> [Your goal]:
List each line of the data in which the string "styles" appears.

>> BEGIN Dataset excerpt

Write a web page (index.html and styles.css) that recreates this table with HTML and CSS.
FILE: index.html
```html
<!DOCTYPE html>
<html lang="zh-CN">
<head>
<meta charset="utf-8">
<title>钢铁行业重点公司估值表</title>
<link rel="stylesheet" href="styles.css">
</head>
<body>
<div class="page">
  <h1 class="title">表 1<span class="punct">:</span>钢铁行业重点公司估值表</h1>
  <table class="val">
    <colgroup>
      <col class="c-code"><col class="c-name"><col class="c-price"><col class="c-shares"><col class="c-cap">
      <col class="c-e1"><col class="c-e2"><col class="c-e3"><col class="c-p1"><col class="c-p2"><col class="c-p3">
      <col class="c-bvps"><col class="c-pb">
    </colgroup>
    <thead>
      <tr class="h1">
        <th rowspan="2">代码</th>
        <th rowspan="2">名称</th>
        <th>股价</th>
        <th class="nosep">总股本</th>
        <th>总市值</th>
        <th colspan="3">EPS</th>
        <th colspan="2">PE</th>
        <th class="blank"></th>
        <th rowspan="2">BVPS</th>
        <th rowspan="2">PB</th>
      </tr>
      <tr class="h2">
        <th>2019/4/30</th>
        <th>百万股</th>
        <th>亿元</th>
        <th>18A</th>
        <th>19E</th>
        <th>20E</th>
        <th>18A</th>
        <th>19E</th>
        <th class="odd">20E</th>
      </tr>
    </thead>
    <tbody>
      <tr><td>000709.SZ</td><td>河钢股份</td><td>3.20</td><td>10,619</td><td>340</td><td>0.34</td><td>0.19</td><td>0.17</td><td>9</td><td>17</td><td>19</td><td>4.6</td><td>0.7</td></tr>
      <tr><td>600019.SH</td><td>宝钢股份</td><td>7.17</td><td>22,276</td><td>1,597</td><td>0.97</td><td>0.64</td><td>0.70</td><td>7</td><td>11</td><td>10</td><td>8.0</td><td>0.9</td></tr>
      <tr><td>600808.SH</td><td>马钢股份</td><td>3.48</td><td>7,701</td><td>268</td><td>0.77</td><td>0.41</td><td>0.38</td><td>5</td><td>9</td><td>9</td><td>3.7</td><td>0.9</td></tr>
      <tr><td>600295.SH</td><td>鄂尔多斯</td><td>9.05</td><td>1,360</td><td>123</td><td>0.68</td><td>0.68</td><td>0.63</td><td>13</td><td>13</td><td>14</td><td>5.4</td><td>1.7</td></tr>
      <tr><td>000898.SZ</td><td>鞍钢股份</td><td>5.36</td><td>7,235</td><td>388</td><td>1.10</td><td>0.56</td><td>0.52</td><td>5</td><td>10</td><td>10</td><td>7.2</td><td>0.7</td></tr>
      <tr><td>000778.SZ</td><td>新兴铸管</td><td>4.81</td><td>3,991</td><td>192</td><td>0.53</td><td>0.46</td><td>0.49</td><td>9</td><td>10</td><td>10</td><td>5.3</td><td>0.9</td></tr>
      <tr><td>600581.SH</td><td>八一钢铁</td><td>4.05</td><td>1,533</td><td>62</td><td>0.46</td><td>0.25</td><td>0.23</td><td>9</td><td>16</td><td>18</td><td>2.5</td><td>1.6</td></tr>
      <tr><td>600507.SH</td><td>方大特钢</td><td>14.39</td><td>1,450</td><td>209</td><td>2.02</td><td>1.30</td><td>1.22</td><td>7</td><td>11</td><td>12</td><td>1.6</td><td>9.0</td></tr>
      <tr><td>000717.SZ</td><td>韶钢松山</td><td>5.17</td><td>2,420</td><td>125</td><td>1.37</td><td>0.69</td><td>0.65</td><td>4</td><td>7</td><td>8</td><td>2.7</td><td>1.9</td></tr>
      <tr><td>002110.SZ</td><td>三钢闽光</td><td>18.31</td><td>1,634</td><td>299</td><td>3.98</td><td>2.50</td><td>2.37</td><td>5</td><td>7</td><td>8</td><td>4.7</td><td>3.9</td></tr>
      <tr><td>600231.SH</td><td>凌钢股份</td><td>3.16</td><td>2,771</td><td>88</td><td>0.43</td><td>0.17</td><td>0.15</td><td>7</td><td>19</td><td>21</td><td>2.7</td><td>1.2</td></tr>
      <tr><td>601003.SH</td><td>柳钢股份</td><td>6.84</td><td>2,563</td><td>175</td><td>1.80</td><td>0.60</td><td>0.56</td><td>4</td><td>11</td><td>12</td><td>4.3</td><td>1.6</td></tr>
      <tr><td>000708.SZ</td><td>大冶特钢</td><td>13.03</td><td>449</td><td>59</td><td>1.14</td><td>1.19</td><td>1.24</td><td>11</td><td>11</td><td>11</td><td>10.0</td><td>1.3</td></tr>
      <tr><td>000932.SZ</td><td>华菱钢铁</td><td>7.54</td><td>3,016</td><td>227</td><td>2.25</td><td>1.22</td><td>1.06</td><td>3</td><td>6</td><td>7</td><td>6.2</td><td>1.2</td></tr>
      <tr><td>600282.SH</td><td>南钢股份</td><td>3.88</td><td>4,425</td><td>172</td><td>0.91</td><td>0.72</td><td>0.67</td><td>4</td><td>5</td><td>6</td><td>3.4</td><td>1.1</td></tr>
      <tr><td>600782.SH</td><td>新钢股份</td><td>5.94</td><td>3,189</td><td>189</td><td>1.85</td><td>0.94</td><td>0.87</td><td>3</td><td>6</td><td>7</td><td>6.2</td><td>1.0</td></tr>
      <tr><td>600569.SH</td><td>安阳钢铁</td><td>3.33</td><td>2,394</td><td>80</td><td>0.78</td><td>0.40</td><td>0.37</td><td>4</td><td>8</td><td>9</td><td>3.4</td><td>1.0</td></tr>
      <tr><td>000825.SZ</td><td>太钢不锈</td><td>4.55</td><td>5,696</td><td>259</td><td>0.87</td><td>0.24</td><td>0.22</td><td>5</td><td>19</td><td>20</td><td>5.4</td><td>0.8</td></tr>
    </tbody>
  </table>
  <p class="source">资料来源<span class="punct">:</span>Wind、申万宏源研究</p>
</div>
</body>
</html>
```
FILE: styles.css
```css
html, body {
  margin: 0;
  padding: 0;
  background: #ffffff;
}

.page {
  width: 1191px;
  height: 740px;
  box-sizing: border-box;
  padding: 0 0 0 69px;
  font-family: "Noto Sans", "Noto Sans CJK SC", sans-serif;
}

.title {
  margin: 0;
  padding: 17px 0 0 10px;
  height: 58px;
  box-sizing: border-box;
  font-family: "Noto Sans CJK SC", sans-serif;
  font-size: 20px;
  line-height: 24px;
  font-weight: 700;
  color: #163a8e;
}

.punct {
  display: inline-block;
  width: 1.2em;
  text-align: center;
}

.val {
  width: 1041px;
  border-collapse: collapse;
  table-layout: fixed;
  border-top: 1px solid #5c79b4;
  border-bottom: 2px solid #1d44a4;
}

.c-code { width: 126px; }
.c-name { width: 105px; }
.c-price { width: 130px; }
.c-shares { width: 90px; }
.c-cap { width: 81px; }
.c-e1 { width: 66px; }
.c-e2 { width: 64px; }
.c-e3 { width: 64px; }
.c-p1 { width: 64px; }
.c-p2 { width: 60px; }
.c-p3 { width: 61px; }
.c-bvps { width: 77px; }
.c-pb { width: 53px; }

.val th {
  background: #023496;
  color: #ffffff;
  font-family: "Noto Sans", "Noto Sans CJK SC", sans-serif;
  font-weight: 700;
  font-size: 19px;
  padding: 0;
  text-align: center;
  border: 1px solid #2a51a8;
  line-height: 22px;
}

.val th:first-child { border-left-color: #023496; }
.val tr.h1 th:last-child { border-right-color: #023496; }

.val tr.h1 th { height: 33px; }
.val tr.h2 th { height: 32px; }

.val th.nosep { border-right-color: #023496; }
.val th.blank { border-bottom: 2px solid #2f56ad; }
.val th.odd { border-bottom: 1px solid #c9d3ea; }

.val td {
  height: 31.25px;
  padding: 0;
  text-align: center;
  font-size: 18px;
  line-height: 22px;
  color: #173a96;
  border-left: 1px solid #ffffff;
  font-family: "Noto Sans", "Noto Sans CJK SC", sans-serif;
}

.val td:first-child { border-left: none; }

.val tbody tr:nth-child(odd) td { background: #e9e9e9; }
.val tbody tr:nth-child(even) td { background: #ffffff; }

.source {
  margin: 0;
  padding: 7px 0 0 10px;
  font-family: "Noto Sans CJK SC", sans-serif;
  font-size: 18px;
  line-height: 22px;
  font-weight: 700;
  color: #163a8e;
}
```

>> END Dataset excerpt

> [Response]:
Write a web page (index.html and styles.css) that recreates this table with HTML and CSS.
<link rel="stylesheet" href="styles.css">
FILE: styles.css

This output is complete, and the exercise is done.